Monday, August 25, 2014

Late 1820's Sheer Romantic Era Dress

From the seller:

A very lovely original early Victorian two piece summer dress, beautiful white with green sprigs horizontal Pinstripe sheer batiste cotton fabric. The drop shoulder bodice has a front closure with hooks /eyes at the neckline and the waistline; piped neckline and armysces; two layer ruffles at the shoulders with one being wider than the other; matching fabric ruffles on the sleeve cuffs. Beautiful very full skirt ( because of using a Civil War era hoop, my photos are showing it a little too wide for its correct shape) created with many many cartridges pleats. The waist band which is attached to the cartridge pleats by being hand stitched, has a hook / eye closure and there has been a small solid white cotton piece added to the waistband.
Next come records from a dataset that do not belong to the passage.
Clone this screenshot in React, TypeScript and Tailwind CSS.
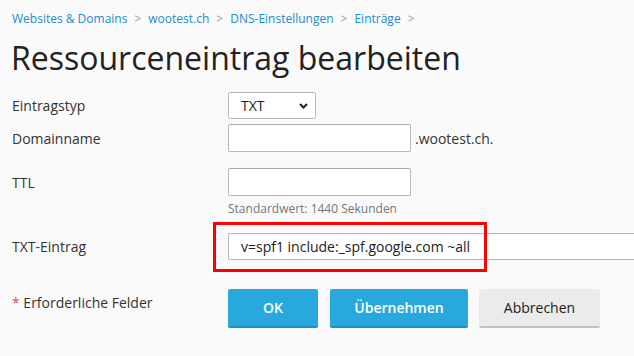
import React from "react";

function Chevron() {
  return (
    <svg width="9" height="6" viewBox="0 0 9 6" className="shrink-0">
      <path d="M1 1 L4.5 4.5 L8 1" fill="none" stroke="#222" strokeWidth="2" />
    </svg>
  );
}

function Sep() {
  return <span className="mx-[7px] text-[#9a9a9a]">&gt;</span>;
}

export default function App() {
  return (
    <div className="w-[634px] h-[356px] overflow-hidden bg-[#fafafa] font-['Open_Sans',sans-serif] text-[#333]">
      <div className="pl-3 pt-[10px] text-[12px] leading-[18px] text-[#1c8bcd] flex items-center">
        <span>Websites &amp; Domains</span>
        <Sep />
        <span>wootest.ch</span>
        <Sep />
        <span>DNS-Einstellungen</span>
        <Sep />
        <span>Einträge</span>
        <Sep />
      </div>
      <h1 className="pl-[11px] mt-[10px] text-[32px] leading-[40px] text-[#222] font-normal">
        Ressourceneintrag bearbeiten
      </h1>
      <div className="mt-[14px] pl-3 text-[14px] grid grid-cols-[216px_1fr]">
        {/* Eintragstyp */}
        <div className="h-[27px] flex items-center">Eintragstyp</div>
        <div>
          <div className="w-[88px] h-[27px] bg-white border border-[#b8b8b8] rounded-[2px] flex items-center justify-between pl-[12px] pr-[7px] text-[14px] text-[#222]">
            <span>TXT</span>
            <Chevron />
          </div>
        </div>
        {/* Domainname */}
        <div className="h-[28px] mt-[5px] flex items-center">Domainname</div>
        <div className="mt-[5px] flex items-center">
          <div className="w-[183px] h-[28px] bg-white border border-[#b8b8b8] border-t-[#a8a8a8] rounded-[2px]" />
          <span className="ml-[4px] text-[14px] text-[#333]">.wootest.ch.</span>
        </div>
        {/* TTL */}
        <div className="h-[28px] mt-[16px] flex items-center">TTL</div>
        <div className="mt-[16px]">
          <div className="w-[183px] h-[28px] bg-white border border-[#b8b8b8] border-t-[#a8a8a8] rounded-[2px]" />
          <div className="mt-[5px] text-[12px] leading-[16px] text-[#777]">Standardwert: 1440 Sekunden</div>
        </div>
        {/* TXT-Eintrag */}
        <div className="h-[27px] mt-[16px] flex items-center">TXT-Eintrag</div>
        <div className="mt-[16px] relative">
          <div className="h-[27px] w-[420px] bg-white border border-[#b8b8b8] border-r-0 rounded-l-[2px] flex items-center pl-[12px] text-[14px] text-[#222]">
            v=spf1 include:_spf.google.com ~all
          </div>
          <div className="absolute left-[-15px] top-[-11px] w-[274px] h-[50px] border-[3px] border-[#ff0000]" />
        </div>
        {/* buttons */}
        <div className="mt-[29px] pt-[3px]">
          <span className="text-[#d9534f]">*</span> Erforderliche Felder
        </div>
        <div className="mt-[29px] flex gap-[12px] text-[14px] font-semibold">
          <div className="w-[90px] h-[39px] rounded-[2px] bg-[#28a9de] border-b-2 border-[#1f8fbd] text-white flex items-center justify-center">OK</div>
          <div className="w-[138px] h-[39px] rounded-[2px] bg-[#28a9de] border-b-2 border-[#1f8fbd] text-white flex items-center justify-center">Übernehmen</div>
          <div className="ml-[-1px] w-[121px] h-[39px] rounded-[2px] bg-[#ebebeb] border-b-2 border-[#c2c2c2] text-[#222] font-normal flex items-center justify-center">Abbrechen</div>
        </div>
      </div>
    </div>
  );
}
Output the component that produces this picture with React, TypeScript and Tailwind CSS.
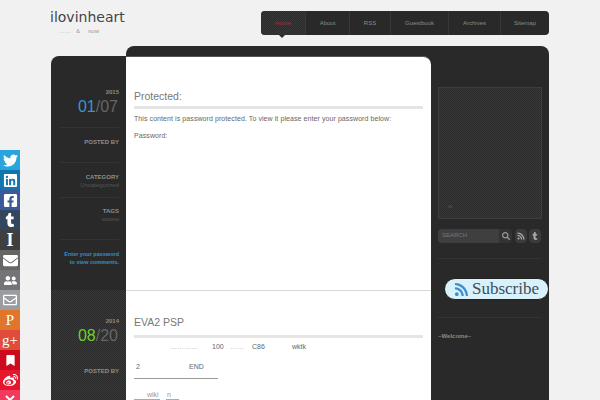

Most of this garment has been hand stitched, what is early machine sewn/ stitching I believe was done to enlarge.
Approx measurements taken laying flat, closed and across; Bodice - 17" across the shoulders (dropped seams), 12.5 underarm to underarm, waist 10" (20" total waist) Skirt - 14" waist (28" waist but if you remove the 4" added piece it is a 24" waist) and 40" from top of waistband to hem and a 4.5" wide hem that you could possibly use some of the material for being creative to enlarge the bodice. In overall very good very clean condition, there is a very few pinholes on the bodice and a faint brown spot on the back shoulder - the underarms are very clean. The skirt overall has some very small pinholes and on the hem area there is a 3" long tear and a 4" long tear both which can easily be repaired especially if you create a simple tuck. Because of this minimal issues I am selling as - but then who expects to find a dress this early and with this delicat fabric to be in mint condition? It is a superb example of the era for a woman of minimal means. Happy bidding!

From Me:

Nothing early Victorian about this piece. The sleeve style is what gives away the earlier date - the sleeves haven't gotten to their ridiculous point (about 1834) but they are starting to take on that familiar Romantic era "out" rather than "up" puffiness. The waist line looks a bit raised in contrast to the overall gown - not surprising for the late 1820's. My guess is about 1828 or so.


  1. Oh my goodness, what a pretty dress! I may have to rethink my non-liking of 1820s. And I hadn't considered a sheer either.

    1. Sheers work well for almost any part of the 19th century, thankfully. This with a satin belt would be dreamy.